Nada disso, nem outras tantas questões, passa pela cabeça do eleitor (enquanto cidadão à força).Curiosamente, também não passa pela cabeça dos candidatos à governança… Nos vemos condenados a um segundo turno sem nenhum candidato que se contraponha a isso que aí está, sob risco de seguirmos sob jugo das velhas intenções espoliativas do capital financeiro, enquanto, no plano federal, se busca asfixiar, jurídica e financeiramente, a candidatura do PT (curiosamente, a do PDT é deixada bem à vontade…). Exemplo? Ontem mesmo, a famigerada Raquel Dodge, Procuradora Geral da República (que, se procurar mesmo, não achará), requereu que sejam devolvidos pelo PT os valores recebidos, oriundos do Fundo Partidário.
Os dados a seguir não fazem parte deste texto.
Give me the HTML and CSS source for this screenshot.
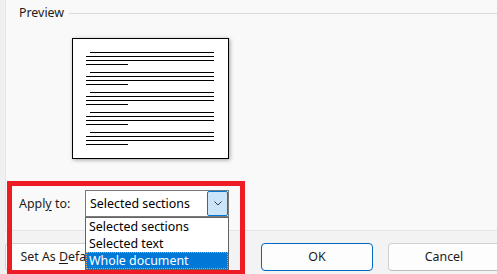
FILE: index.html
```html
<!DOCTYPE html>
<html lang="en">
<head>
<meta charset="utf-8">
<title>Page Setup - Apply to</title>
<link rel="stylesheet" href="styles.css">
</head>
<body>
<div class="dialog">
  <div class="content">
    <div class="group-header">
      <span class="group-title">Preview</span>
      <span class="group-rule"></span>
    </div>
    <div class="preview-page">
      <div class="para"><i class="ln first"></i><i class="ln"></i><i class="ln"></i><i class="ln last"></i></div>
      <div class="para"><i class="ln first"></i><i class="ln"></i><i class="ln"></i><i class="ln last"></i></div>
      <div class="para"><i class="ln first"></i><i class="ln"></i><i class="ln"></i><i class="ln last"></i></div>
      <div class="para"><i class="ln first"></i><i class="ln"></i><i class="ln"></i><i class="ln last"></i></div>
      <div class="para"><i class="ln first"></i><i class="ln"></i><i class="ln"></i><i class="ln last"></i></div>
    </div>
    <div class="apply-row">
      <span class="apply-label">Appl<u>y</u> to:</span>
      <div class="combo">
        <span class="combo-value">Selected sections</span>
        <span class="combo-btn">
          <svg width="8" height="5" viewBox="0 0 8 5"><polyline points="0.5,0.5 4,4 7.5,0.5" fill="none" stroke="#3a3a3a" stroke-width="1"/></svg>
        </span>
        <ul class="combo-list">
          <li>Selected sections</li>
          <li>Selected text</li>
          <li class="selected">Whole document</li>
        </ul>
      </div>
    </div>
  </div>
  <div class="button-bar">
    <button class="btn btn-default">Set As <u>D</u>efault</button>
    <button class="btn btn-ok">OK</button>
    <button class="btn">Cancel</button>
  </div>
</div>
<div class="annotation"></div>
</body>
</html>
```

FILE: styles.css
```css
html, body {
  margin: 0;
  padding: 0;
}

body {
  width: 497px;
  height: 274px;
  overflow: hidden;
  position: relative;
  background: #f9f9f9;
  font-family: "Noto Sans", "Segoe UI", sans-serif;
  font-size: 12.4px;
  line-height: 16px;
  color: #1b1b1b;
}

.dialog {
  display: flex;
  flex-direction: column;
  height: 274px;
  border-left: 5px solid #f0f0f0;
  box-sizing: border-box;
}

.content {
  height: 230px;
  flex: none;
  box-sizing: border-box;
  border-left: 1px solid #e6e6e6;
  padding: 5px 0 0 13px;
  background: #f9f9f9;
}

.group-header {
  display: flex;
  align-items: center;
  gap: 5px;
}

.group-rule {
  flex: 1;
  height: 1px;
  background: #dcdcdc;
}

.preview-page {
  margin: 17px 0 0 53px;
  width: 157px;
  height: 121px;
  box-sizing: border-box;
  border: 1px solid #000;
  background: #fff;
  box-shadow: 1px 1px 4px rgba(0, 0, 0, 0.35);
  padding: 13px 0 0 13px;
  display: flex;
  flex-direction: column;
  gap: 7px;
}

.para {
  display: flex;
  flex-direction: column;
  gap: 3px;
}

.ln {
  display: block;
  height: 1px;
  width: 128px;
  background: #000;
}

.ln.first {
  margin-left: 4px;
  width: 124px;
}

.ln.last {
  width: 42px;
}

.apply-row {
  display: flex;
  align-items: baseline;
  margin-top: 31px;
}

.apply-label {
  width: 66px;
  flex: none;
}

u {
  text-underline-offset: 2px;
}

.combo {
  position: relative;
  width: 144px;
  height: 27px;
  box-sizing: border-box;
  border: 1px solid #7a7a7a;
  background: #fff;
  display: flex;
  align-items: center;
}

.combo-value {
  flex: 1;
  padding-left: 4px;
  line-height: 25px;
  color: #000;
}

.combo-btn {
  width: 21px;
  height: 25px;
  box-sizing: border-box;
  border: 1px solid #0078d7;
  border-radius: 2px;
  background: #cce4f7;
  display: flex;
  align-items: center;
  justify-content: center;
}

.combo-list {
  position: absolute;
  left: -1px;
  top: 26px;
  width: 144px;
  box-sizing: border-box;
  margin: 0;
  padding: 0;
  list-style: none;
  border: 1px solid #646464;
  background: #fff;
  z-index: 5;
}

.combo-list li {
  height: 17px;
  line-height: 17px;
  padding-left: 3px;
  color: #000;
}

.combo-list li.selected {
  background: #0078d7;
  color: #fff;
  outline: 1px dotted #f0a050;
  outline-offset: -1px;
}

.button-bar {
  flex: 1;
  display: flex;
  gap: 15px;
  padding-top: 12px;
  border-top: 1px solid #e5e5e5;
  background: #f3f3f3;
}

.btn {
  flex: none;
  width: 112px;
  height: 28px;
  box-sizing: border-box;
  padding: 0;
  border: 1px solid #d1d1d1;
  border-bottom-color: #bdbdbd;
  border-radius: 4px;
  background: #fdfdfd;
  font: inherit;
  line-height: 26px;
  color: #1b1b1b;
}

.btn-ok {
  margin-left: 129px;
  border-color: #0067c0;
}

.annotation {
  position: absolute;
  left: 7px;
  top: 181px;
  width: 238px;
  height: 94px;
  box-sizing: border-box;
  border: 5px solid #ed1c24;
  z-index: 10;
  pointer-events: none;
}
```
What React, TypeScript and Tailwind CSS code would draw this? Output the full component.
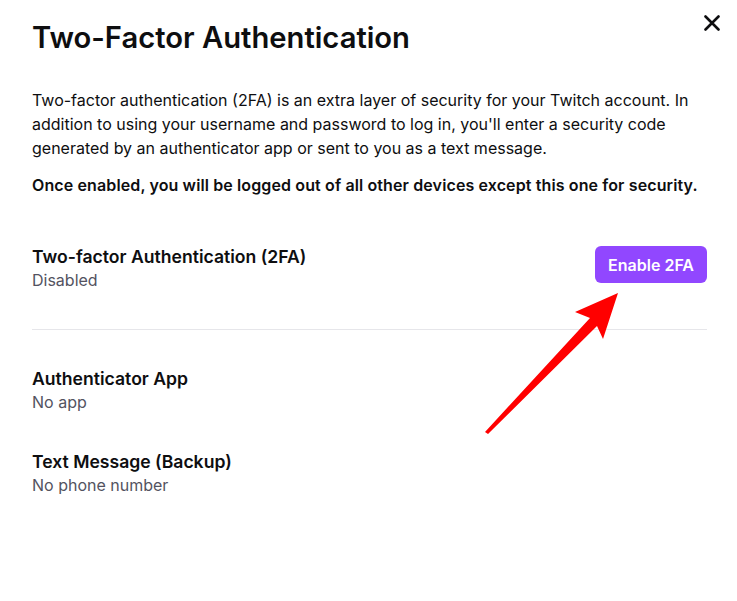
import React from "react";

function Method({ title, detail }: { title: string; detail: string }) {
  return (
    <div>
      <div className="text-[17.6px] leading-6 font-semibold text-[#0e0e10]">{title}</div>
      <div className="text-[16px] leading-[22px] text-[#53535f]">{detail}</div>
    </div>
  );
}

export default function App() {
  return (
    <div
      className="relative w-[737px] h-[601px] bg-white overflow-hidden"
      style={{ fontFamily: "Inter, 'Noto Sans', sans-serif" }}
    >
      <button className="absolute right-[13px] top-[11px] p-1 text-[#0e0e10]" aria-label="Close">
        <svg width="16" height="16" viewBox="0 0 16 16" fill="none">
          <path d="M1.5 1.5L14.5 14.5M14.5 1.5L1.5 14.5" stroke="currentColor" strokeWidth="2.6" strokeLinecap="round" />
        </svg>
      </button>

      <div className="pl-8 pr-[30px] pt-[21px] flex flex-col">
        <h1 className="text-[29.2px] leading-[34px] font-semibold text-[#0e0e10]">
          Two-Factor Authentication
        </h1>

        <p className="mt-[33px] text-[16px] leading-6 text-[#0e0e10]">
          Two-factor authentication (2FA) is an extra layer of security for your Twitch account. In
          addition to using your username and password to log in, you'll enter a security code
          generated by an authenticator app or sent to you as a text message.
        </p>
        <p className="mt-[13px] text-[16px] leading-6 font-semibold tracking-[0.12px] text-[#0e0e10]">
          Once enabled, you will be logged out of all other devices except this one for security.
        </p>

        <div className="mt-[48px] flex items-start justify-between">
          <Method title="Two-factor Authentication (2FA)" detail="Disabled" />
          <button className="mt-px h-[37px] px-[13px] rounded-md bg-[#9147ff] text-white text-[16px] font-semibold">
            Enable 2FA
          </button>
        </div>

        <div className="mt-[38px] h-px bg-[#e6e6ea]" />

        <div className="mt-[37px] flex flex-col gap-[37px]">
          <Method title="Authenticator App" detail="No app" />
          <Method title="Text Message (Backup)" detail="No phone number" />
        </div>
      </div>

      <svg className="absolute left-0 top-0 pointer-events-none" width="737" height="601">
        <polygon
          points="618,293 603,339 597,326 488,434 485,432 590,318 575,312"
          fill="#ff0000"
        />
      </svg>
    </div>
  );
}
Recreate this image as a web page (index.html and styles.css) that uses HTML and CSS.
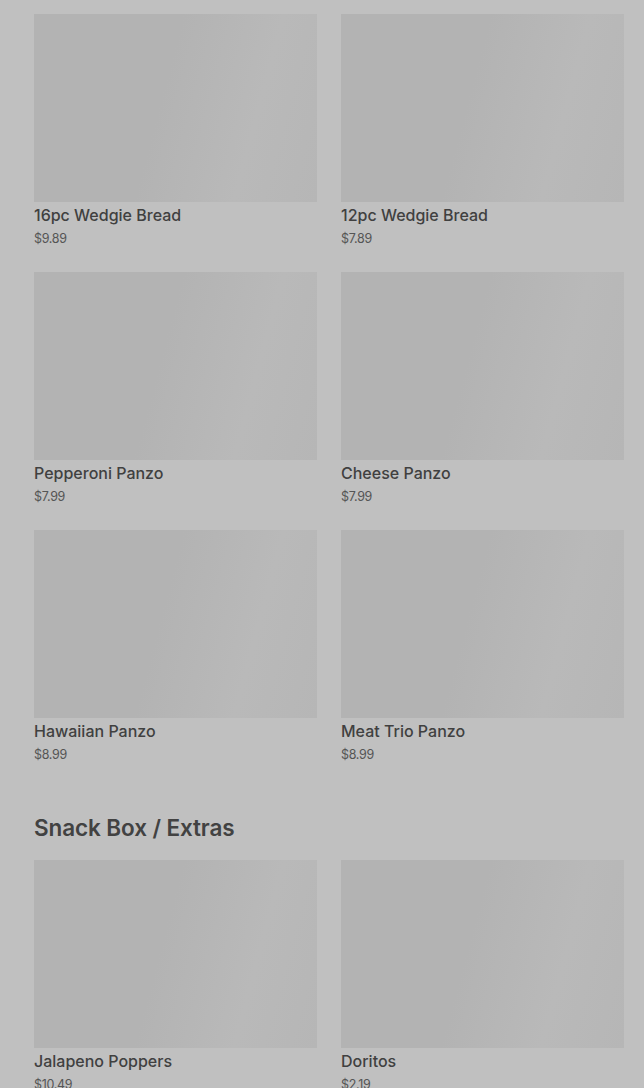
FILE: index.html
```html
<!DOCTYPE html>
<html lang="en">
<head>
    <meta charset="UTF-8">
    <meta name="viewport" content="width=device-width, initial-scale=1.0">
    <title>Menu</title>
    <link rel="stylesheet" href="styles.css">
</head>
<body>
    <main class="menu">
        <section class="menu-section">
            <div class="item-grid">
                <div class="item-card">
                    <div class="item-image"></div>
                    <div class="item-name">16pc Wedgie Bread</div>
                    <div class="item-price">$9.89</div>
                </div>
                <div class="item-card">
                    <div class="item-image"></div>
                    <div class="item-name">12pc Wedgie Bread</div>
                    <div class="item-price">$7.89</div>
                </div>
                <div class="item-card">
                    <div class="item-image"></div>
                    <div class="item-name">Pepperoni Panzo</div>
                    <div class="item-price">$7.99</div>
                </div>
                <div class="item-card">
                    <div class="item-image"></div>
                    <div class="item-name">Cheese Panzo</div>
                    <div class="item-price">$7.99</div>
                </div>
                <div class="item-card">
                    <div class="item-image"></div>
                    <div class="item-name">Hawaiian Panzo</div>
                    <div class="item-price">$8.99</div>
                </div>
                <div class="item-card">
                    <div class="item-image"></div>
                    <div class="item-name">Meat Trio Panzo</div>
                    <div class="item-price">$8.99</div>
                </div>
            </div>
        </section>
        <section class="menu-section">
            <h2 class="section-title">Snack Box / Extras</h2>
            <div class="item-grid">
                <div class="item-card">
                    <div class="item-image"></div>
                    <div class="item-name">Jalapeno Poppers</div>
                    <div class="item-price">$10.49</div>
                </div>
                <div class="item-card">
                    <div class="item-image"></div>
                    <div class="item-name">Doritos</div>
                    <div class="item-price">$2.19</div>
                </div>
            </div>
        </section>
    </main>
</body>
</html>
```

FILE: styles.css
```css
/* General Styles */
body {
    font-family: 'Inter', 'Roboto', sans-serif;
    margin: 0;
    padding: 0;
    background-color: #c0c0c0;
    color: #414141;
    overflow: hidden;
}

.menu {
    padding: 14px 20px 0 34px;
}

/* Sections */
.section-title {
    margin: 50px 0 18px;
    font-size: 22.5px;
    line-height: 28px;
    font-weight: 600;
    letter-spacing: -0.1px;
    color: #424242;
}

.item-grid {
    display: grid;
    grid-template-columns: 1fr 1fr;
    column-gap: 24px;
    row-gap: 24px;
}

/* Item cards */
.item-image {
    height: 188px;
    background: linear-gradient(105deg, #b3b3b3 0%, #b3b3b3 45%, #b9b9b9 75%, #b6b6b6 100%);
}

.item-name {
    margin-top: 1px;
    font-size: 16px;
    line-height: 24px;
    font-weight: 500;
    color: #404040;
}

.item-price {
    padding-top: 2px;
    font-size: 12.5px;
    line-height: 19px;
    color: #555555;
    letter-spacing: -0.3px;
}
```
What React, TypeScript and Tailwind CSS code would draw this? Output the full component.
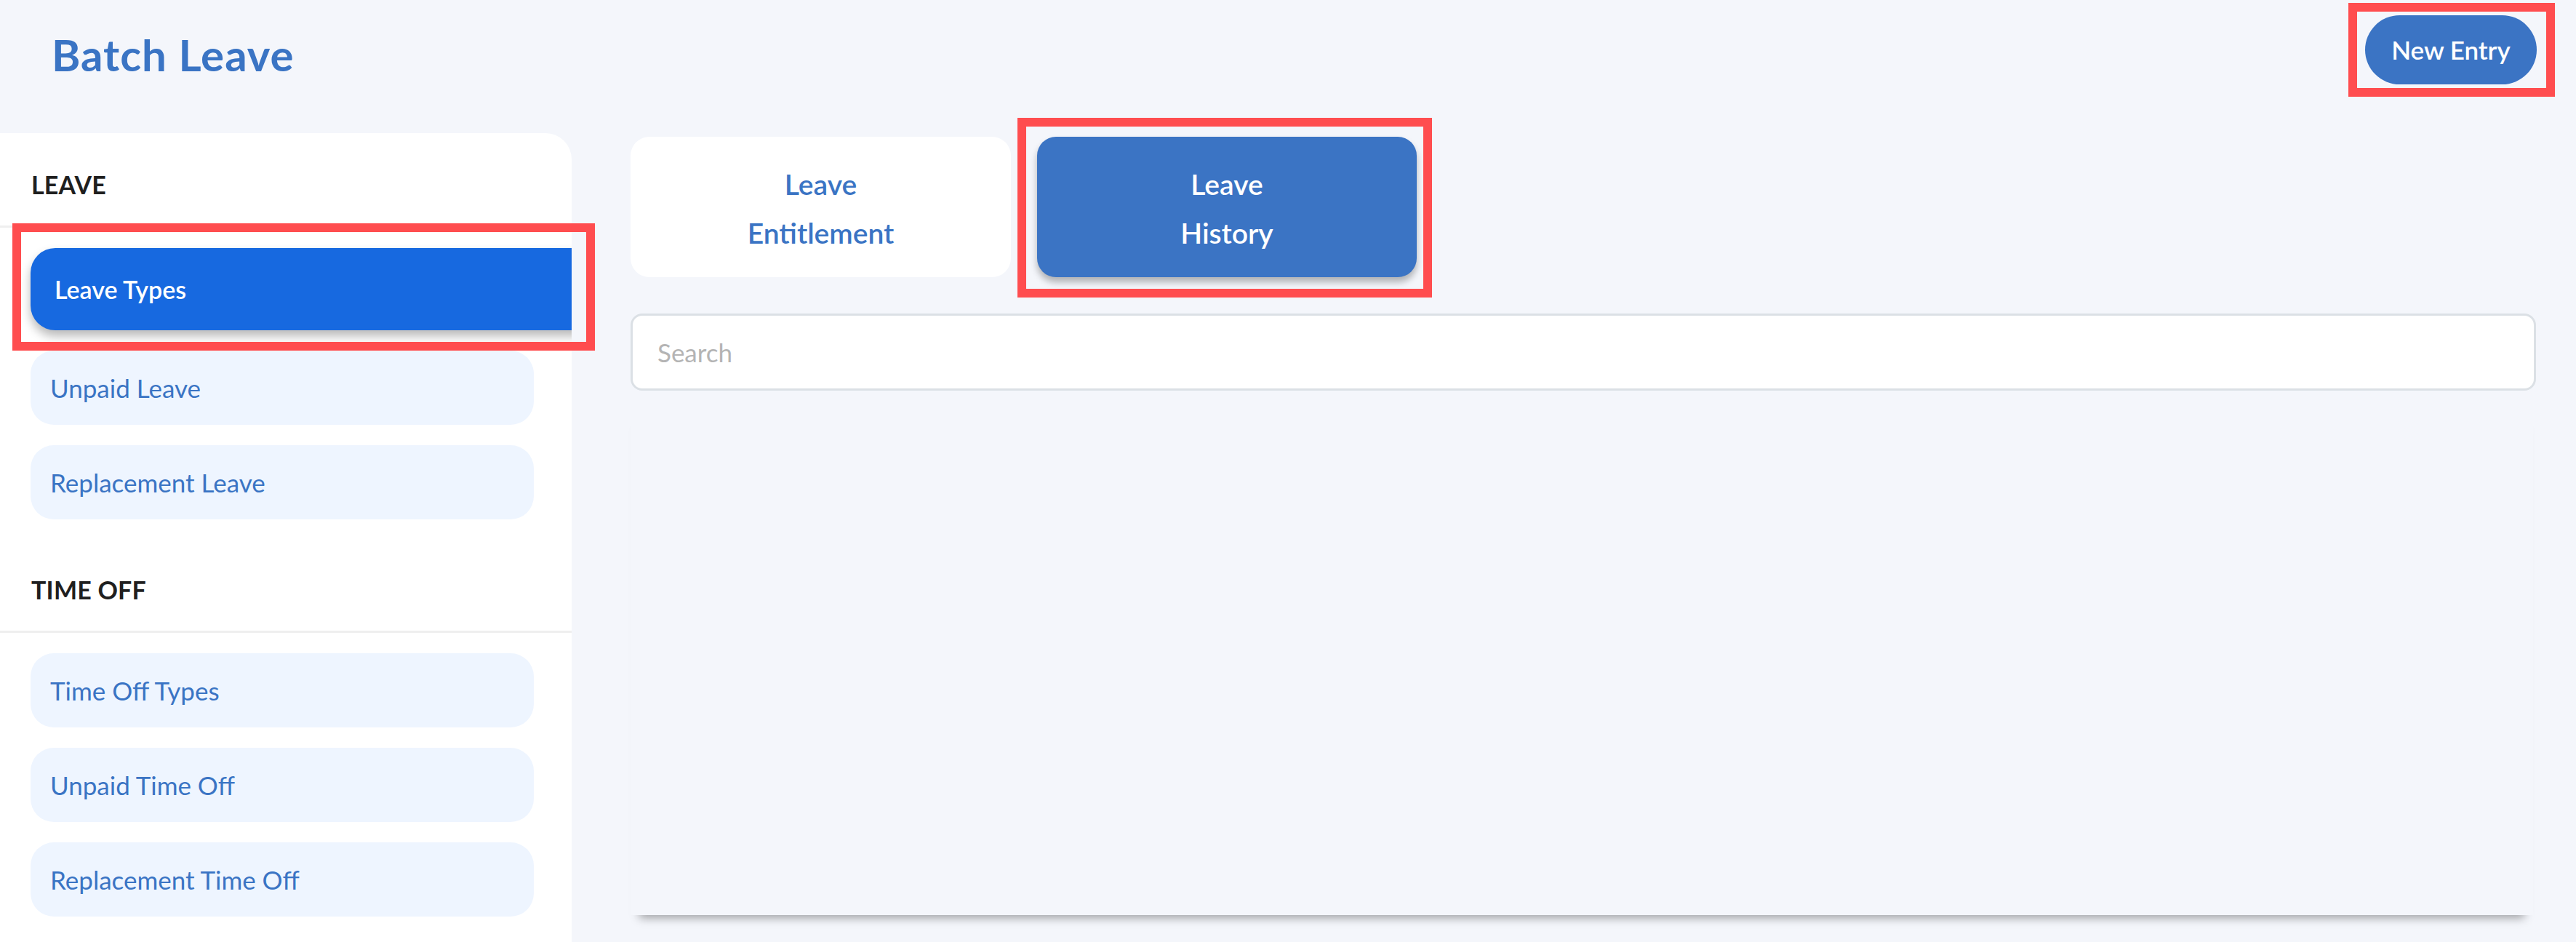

Volto, porém, ao meu combalido Rio de Janeiro, cuja população de rua aumenta (não sei os números, mas, à guisa de comparação, cito que Nova Iorque possui 70 mil moradores de rua; serão tantos no Rio de Janeiro?), expressão visível da miserabilização de seus habitantes. A cidade, mais do que o estado, espelha a situação brasileira. Tudo que há de bom é sentido primeiramente aqui. Tudo de pior, também. Se alguém acredita que a administração dos fluxos de capital (que resulta dos esforços coletivos de produção social, embora, presentemente, resultem mais dos papéis que se acumulam na mesa de entediados banqueiros) deve ser deixada aos Granes Mestres do Mercado Financeiro, tem aqui a demonstração concreta de que o que disso resulta pandemônio social, político e econômico.

Resta ao cidadão, mesmo que cidadão não o seja por desconhecer seu papel no processo social como um todo, apostar todas as suas fichas no processo político legal, constituído por partidos que expressam seus programas para gestão do Estado, e se propõe como governantes temporários através de eleições sazonais. Mais não se apresenta.

Por isso, aqui no Rio de Janeiro, malgrado a pobreza das exposições de todos os postulantes à governança, resta-me recomendar o voto em Marcia Tiburi ou Tarcísio Motta. Todos os demais representam a continuidade desse processo que teve seu zênite no Golpe que destituiu a presidenta Dilma, com o objetivo posterior de fazer o país descer ladeira abaixo, destruindo com qualquer perspectiva de construção de uma cidadania capaz de gerir seus próprios destinos.

Mais não posso fazer. E isso me aflige e deprime enormemente, como carioca de classe média que sou.